The act under which the tax was levied provides, Title 26 U.S.C.A.Int.Rev.Code § 23(f):
'Losses by corporations. In the case of a corporation, losses sustained during the taxable year and not compensated for by insurance or otherwise.'
It is the contention of the plaintiff that the taxpayer was entitled to the deduction and consequent reduction in the amount of tax exacted. It is the contention of the Commissioner and Collector that the amount of value abandoned should be charged to depreciation and the taxpayer left to realize recoupment throughout future years. In this case, however, the amount of the loss was removed from the depreciation basis so that the aggregate depreciation in future years would not include the diminution of value through abandonment.

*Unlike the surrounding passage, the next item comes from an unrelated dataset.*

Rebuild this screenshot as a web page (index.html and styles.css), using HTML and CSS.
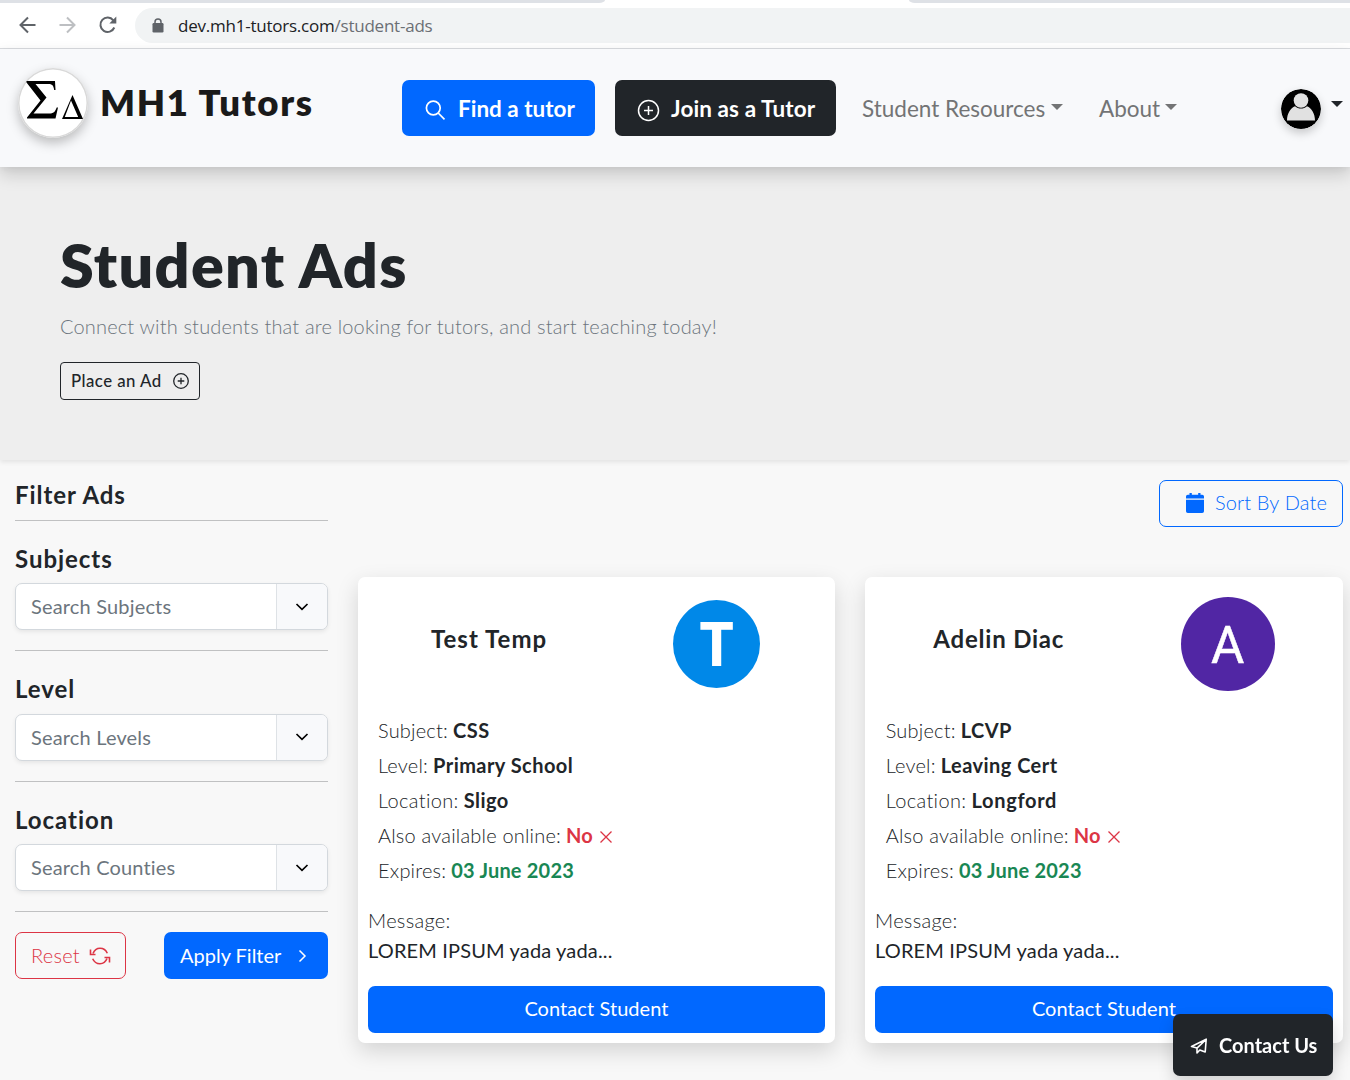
FILE: index.html
```html
<!DOCTYPE html>
<html lang="en">
<head>
<meta charset="utf-8">
<title>Student Ads - MH1 Tutors</title>
<link rel="stylesheet" href="styles.css">
</head>
<body>
<div class="browser">
  <div class="tabstrip"><i class="tab-rest tab-left"></i><i class="tab-rest tab-right"></i></div>
  <div class="toolbar">
    <svg class="tool" width="20" height="20" viewBox="0 0 20 20" fill="none" stroke="#5f6368" stroke-width="2"><path d="M18.500 10H3.500M11 2.500 3.500 10l7.500 7.500"/></svg>
    <svg class="tool" width="20" height="20" viewBox="0 0 20 20" fill="none" stroke="#bdbfc2" stroke-width="2"><path d="M2.500 10h15M10 2.500 17.500 10 10 17.500"/></svg>
    <svg class="tool" width="20" height="20" viewBox="0 0 20 20"><path d="M17.300 12.500A7.200 7.200 0 1 1 16.300 5.300" fill="none" stroke="#5f6368" stroke-width="2"/><path d="M19.300 1.500v7h-7z" fill="#5f6368"/></svg>
    <div class="omnibox">
      <svg width="12" height="15" viewBox="0 0 12 15"><rect x=".5" y="5" width="11" height="9.500" rx="1.200" fill="#5f6368"/><path d="M3 5.500V4a3 3 0 0 1 6 0v1.500" fill="none" stroke="#5f6368" stroke-width="1.500"/></svg>
      <span class="url">dev.mh1-tutors.com<span class="path">/student-ads</span></span>
    </div>
  </div>
</div>

<header class="nav">
  <a class="brand">
    <svg class="logo" width="70" height="70" viewBox="0 0 70 70">
      <path d="M8.500 13H37l.5 9h-1.300c-.7-4.500-2-6-6-6H17.500L28.500 29.500 15.500 45.500H31c4.500 0 6-1.500 7.700-6H40L37.500 50.500H9v-1L22.500 32.500 8.500 14.500z"/>
      <path d="M54.500 27 65 51H44zM53 32.500 46.800 49H60.200z" fill-rule="evenodd"/>
    </svg>
    <span class="brand-name">MH1 Tutors</span>
  </a>
  <a class="nav-btn blue"><svg width="24" height="24" viewBox="0 0 24 24" fill="none" stroke="#fff" stroke-width="1.700"><circle cx="10.300" cy="10" r="6.900"/><path d="m15.200 15 6.300 6.300"/></svg><span>Find a tutor</span></a>
  <a class="nav-btn dark"><svg width="24" height="24" viewBox="0 0 24 24" fill="none" stroke="#fff" stroke-width="1.500"><circle cx="12.500" cy="12.500" r="10"/><path d="M12.500 8v9M8 12.500h9"/></svg><span>Join as a Tutor</span></a>
  <a class="nav-link res"><span>Student Resources</span><i class="caret"></i></a>
  <a class="nav-link about"><span>About</span><i class="caret"></i></a>
  <a class="account">
    <svg class="user" width="40" height="40" viewBox="0 0 40 40"><circle cx="20" cy="20" r="20"/><circle cx="20" cy="11.500" r="7.300" fill="#e1e1e1"/><path d="M6 31.500c0-7 3.500-12.500 8-14.300 3.500 3.200 8.500 3.200 12 0 4.500 1.800 8 7.300 8 14.300z" fill="#e1e1e1"/></svg>
    <i class="caret"></i>
  </a>
</header>

<section class="hero">
  <h1>Student Ads</h1>
  <p class="lead">Connect with students that are looking for tutors, and start teaching today!</p>
  <a class="place"><span>Place an Ad</span><svg width="18" height="18" viewBox="0 0 18 18" fill="none" stroke="#212529" stroke-width="1.300"><circle cx="9" cy="9" r="7.300"/><path d="M9 5.700v6.600M5.700 9h6.600"/></svg></a>
</section>

<main class="page">
  <aside class="filters">
    <h2 class="filters-title">Filter Ads</h2>
    <section class="filter"><h3>Subjects</h3><div class="combo"><span class="field">Search Subjects</span><span class="drop"><svg width="14" height="14" viewBox="0 0 14 14" fill="none" stroke="#000" stroke-width="1.700"><path d="m1.500 4 5.500 5.300L12.500 4"/></svg></span></div></section>
    <section class="filter"><h3>Level</h3><div class="combo"><span class="field">Search Levels</span><span class="drop"><svg width="14" height="14" viewBox="0 0 14 14" fill="none" stroke="#000" stroke-width="1.700"><path d="m1.500 4 5.500 5.300L12.500 4"/></svg></span></div></section>
    <section class="filter"><h3>Location</h3><div class="combo"><span class="field">Search Counties</span><span class="drop"><svg width="14" height="14" viewBox="0 0 14 14" fill="none" stroke="#000" stroke-width="1.700"><path d="m1.500 4 5.500 5.300L12.500 4"/></svg></span></div></section>
    <div class="actions">
      <a class="btn reset"><span>Reset</span><svg width="22" height="20" viewBox="0 0 22 20" fill="none" stroke="#dc3545" stroke-width="1.600"><path d="M4 7.500C5.300 4.200 8 2.300 11 2.300c3.300 0 6 2 7.300 5M18 12.500c-1.300 3.300-4 5.200-7 5.200-3.300 0-6-2-7.300-5"/><path d="M1.500 3.500v5h5M20.500 16.500v-5h-5"/></svg></a>
      <a class="btn apply"><span>Apply Filter</span><svg width="14" height="14" viewBox="0 0 14 14" fill="none" stroke="#fff" stroke-width="1.500"><path d="M4.500 1.500 10 7l-5.500 5.500"/></svg></a>
    </div>
  </aside>

  <div class="results">
    <a class="btn sort"><svg width="20" height="22" viewBox="0 0 20 22" fill="#0168ff"><path d="M1 6.500V4.500A1.800 1.800 0 0 1 2.800 2.700H4.500V1h2.300v1.700h6.400V1h2.300v1.700h1.700A1.800 1.800 0 0 1 19 4.500v2zM1 7.800h18v11.400a1.800 1.800 0 0 1-1.800 1.800H2.800A1.800 1.800 0 0 1 1 19.200z"/></svg><span>Sort By Date</span></a>
    <div class="cards">
      <article class="card">
        <div class="card-head head-test"><h2 class="name-wide">Test Temp</h2><span class="avatar avatar-t">T</span></div>
        <ul class="facts">
          <li><span>Subject:</span> <b>CSS</b></li>
          <li><span>Level:</span> <b>Primary School</b></li>
          <li><span class="key-wide">Location:</span> <b>Sligo</b></li>
          <li><span>Also available online:</span> <b class="no">No</b><svg width="14" height="14" viewBox="0 0 14 14" stroke="#dc3545" stroke-width="1.300"><path d="m1.500 1.500 11 11m0-11-11 11"/></svg></li>
          <li><span>Expires:</span> <b class="date">03 June 2023</b></li>
        </ul>
        <p class="message">Message:<br><span class="body">LOREM IPSUM yada yada...</span></p>
        <a class="btn contact"><span>Contact Student</span></a>
      </article>
      <article class="card">
        <div class="card-head"><h2>Adelin Diac</h2><span class="avatar avatar-a">A</span></div>
        <ul class="facts facts-second">
          <li><span>Subject:</span> <b>LCVP</b></li>
          <li><span>Level:</span> <b>Leaving Cert</b></li>
          <li><span class="key-wide">Location:</span> <b class="value-wide">Longford</b></li>
          <li><span>Also available online:</span> <b class="no">No</b><svg width="14" height="14" viewBox="0 0 14 14" stroke="#dc3545" stroke-width="1.300"><path d="m1.500 1.500 11 11m0-11-11 11"/></svg></li>
          <li><span>Expires:</span> <b class="date">03 June 2023</b></li>
        </ul>
        <p class="message">Message:<br><span class="body">LOREM IPSUM yada yada...</span></p>
        <a class="btn contact"><span>Contact Student</span></a>
      </article>
    </div>
  </div>
</main>

<a class="contact-us"><svg width="19" height="19" viewBox="0 0 19 19" fill="none" stroke="#fff" stroke-width="1.600" stroke-linejoin="round"><path d="M17.200 3.200 16.200 16l-5.400-2L8 17v-4.800L16.500 4 8 12 2.500 10.500z"/></svg><span>Contact Us</span></a>
</body>
</html>
```
FILE: styles.css
```css
* { box-sizing: border-box; }
body { margin: 0; width: 1350px; height: 1080px; overflow: hidden; background: #f8f8f8; color: #212529; font: 400 20px/30px Lato, "Liberation Sans", sans-serif; font-variant-ligatures: none; }
h1, h2, h3, p, ul { margin: 0; padding: 0; }
svg { flex: none; display: block; }

.browser { height: 49px; background: #fff; border-bottom: 1px solid #dadce0; }
.tabstrip { height: 3px; display: flex; justify-content: space-between; }
.tab-rest { background: #dee1e6; height: 3px; }
.tab-left { width: 605px; border-bottom-right-radius: 6px 3px; }
.tab-right { width: 441px; border-bottom-left-radius: 6px 3px; }
.toolbar { display: flex; align-items: center; gap: 20px; padding: 5px 0 0 17px; }
.tool { margin-top: -2px; }
.omnibox { flex: 1; margin-left: -2px; height: 35px; border-radius: 18px 0 0 18px; background: #f1f3f4; display: flex; align-items: center; gap: 14px; padding-left: 17px; }
.url { font: 400 17px/24px "Open Sans", sans-serif; letter-spacing: -.23px; color: #202124; margin-top: 1px; }
.path { color: #6b6f74; }

.nav { position: relative; height: 118px; background: #f8f9fb; box-shadow: 0 8px 16px rgba(0, 0, 0, .15), 0 2px 8px rgba(0, 0, 0, .05); display: flex; align-items: flex-start; padding: 31px 7px 0 18px; }
.brand { display: flex; margin-top: -12px; width: 384px; gap: 12px; }
.logo { border-radius: 50%; background: #fff; box-shadow: inset 0 0 0 1.500px #d9d9d9, 0 5px 12px rgba(0, 0, 0, .25); }
.brand-name { font-weight: 800; font-size: 36.500px; line-height: 69px; letter-spacing: 1.650px; color: #1a1a1a; }
.nav-btn { display: flex; align-items: center; height: 56px; border-radius: 7px; color: #fff; font-weight: 700; font-size: 22.500px; gap: 11px; }
.nav-btn svg { margin-top: 3px; }
.nav-btn span, .nav-link span { padding-top: 2px; }
.blue { width: 193px; padding-left: 21px; background: #0168ff; margin-right: 20px; }
.dark { width: 221px; padding-left: 21px; background: #212529; letter-spacing: .1px; }
.nav-link { display: flex; align-items: center; height: 56px; font-size: 22.500px; color: #737475; gap: 6px; }
.res { width: 237px; padding-left: 26px; }
.about { padding-left: 26px; gap: 5px; }
.caret { border: 6px solid transparent; border-top-color: currentColor; border-bottom: 0; margin-top: -3px; }
.account { display: flex; align-items: center; gap: 10px; margin: 9px 0 0 auto; color: #212529; }
.account .caret { margin-top: -11px; }
.user { border-radius: 50%; box-shadow: 0 4px 10px rgba(0, 0, 0, .2); }

.hero { height: 293px; padding: 60px 60px 0; background: #eee; box-shadow: 0 2px 5px rgba(0, 0, 0, .09); }
h1 { font-weight: 800; font-size: 61px; line-height: 76px; letter-spacing: 1.300px; }
.lead { margin-top: 8px; color: #6c757d; font-weight: 300; letter-spacing: .17px; }
.place { display: flex; align-items: center; gap: 10px; width: 140px; height: 38px; margin-top: 21px; padding-left: 10px; border: 1px solid #212529; border-radius: 4px; font-size: 16.800px; font-weight: 500; letter-spacing: .45px; }

.page { display: flex; gap: 30px; padding: 20px 7px 0 15px; }
.filters { width: 313px; }
.filters-title, h3, .card h2 { font-size: 24px; font-weight: 700; line-height: 29px; letter-spacing: .95px; }
.filters-title { height: 41px; border-bottom: 1px solid #c0c1c2; }
.filter { padding: 23px 0 20px; border-bottom: 1px solid #c0c1c2; }
h3 { line-height: 29.400px; margin-bottom: 10px; }
.combo { display: flex; height: 47px; border: 1px solid #d3d8dd; border-radius: 7px; background: #fff; overflow: hidden; box-shadow: 0 2px 4px rgba(0, 0, 0, .075); }
.field { flex: 1; padding: 7px 15px; color: #6c757d; letter-spacing: .17px; }
.drop { width: 51px; background: #f8f9fb; border-left: 1px solid #dee2e6; display: grid; place-items: center; }
.actions { display: flex; justify-content: space-between; margin-top: 20px; }
.btn { display: flex; align-items: center; height: 47px; border-radius: 7px; }
.btn span { padding-bottom: 2px; }
.reset { width: 111px; padding-left: 15px; gap: 9px; border: 1px solid #dc3545; color: #dc3545; font-weight: 300; letter-spacing: .25px; }
.apply { width: 164px; padding-left: 16px; gap: 14px; background: #0168ff; color: #fff; }

.results { flex: 1; }
.sort { width: 184px; margin: 0 0 50px auto; padding-left: 25px; gap: 10px; border: 1px solid #0168ff; color: #0168ff; font-weight: 300; letter-spacing: .15px; }
.sort svg { margin-top: -1px; }
.sort span, .contact span { padding-bottom: 3px; }
.cards { display: grid; grid-template-columns: 477px 478px; gap: 30px; }
.card { height: 466px; padding: 10px; background: #fff; border-radius: 7px; box-shadow: 0 8px 22px rgba(0, 0, 0, .15); }
.card-head { display: flex; justify-content: space-around; align-items: center; height: 114px; }
.head-test { padding-right: 2px; }
.card h2 { margin-top: -11px; letter-spacing: .8px; }
.card .name-wide { letter-spacing: 1.050px; }
.avatar { border-radius: 50%; color: #fff; text-align: center; }
.avatar-t { width: 87px; height: 88px; background: #0088e8; font: 700 60px/87px "Open Sans", sans-serif; }
.avatar-a { width: 94px; height: 94px; background: #5126a4; font: 400 51px/97px Roboto, sans-serif; -webkit-text-stroke: .5px #fff; }
.facts { list-style: none; padding: 11.500px 10px 0; font-weight: 300; line-height: 35px; letter-spacing: .2px; }
.facts-second { padding-left: 10.700px; }
.facts li { display: flex; align-items: center; height: 35px; gap: 5px; }
.facts b { font-weight: 700; letter-spacing: .45px; }
.facts .key-wide { letter-spacing: .35px; }
.facts .value-wide { letter-spacing: .7px; }
.facts svg { margin: 4px 0 0 1.500px; }
.facts .no { color: #dc3545; letter-spacing: 0; }
.facts .date { color: #198754; letter-spacing: .2px; }
.message { margin: 17px 0 21.500px; font-weight: 300; letter-spacing: .3px; }
.body { font-weight: 400; letter-spacing: .15px; }
.contact { justify-content: center; background: #0168ff; color: #fff; letter-spacing: .07px; }
.contact-us { position: fixed; left: 1173px; top: 1014px; width: 160px; height: 62px; display: flex; align-items: center; gap: 11px; padding-left: 16px; border-radius: 7px; background: #212529; color: #fff; font-weight: 700; box-shadow: 0 8px 16px rgba(0, 0, 0, .15); }
```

I conclude that the plaintiff's contention is the correct one and that the plaintiff should be entitled to the reduction and consequently to recover the excess of tax exacted with interest in accordance with law and the Government's custom of payment in such cases. And credit necessary to be made to the depreciation account to prevent double benefits to the taxpayer, if any, should be applied to years subsequent to 1936 and 1937. Newport Co. v. United States, D.C., 34 F.Supp. 588; United States v. Hardy, D.C., 6 F.Supp. 946; Illinois Pipe Line Co. v. Commissioner, 37 B.T.A. 1070; Sanitary Co. of America v. Commissioner, 3 Cir., 34 F.2d 439. See comment on Illinois Pipe Line Co. v. Commissioner, supra, in Commerce Clearing House, Inc., Federal Tax Service 1940, Vol. 1, pp. 1783, 1784.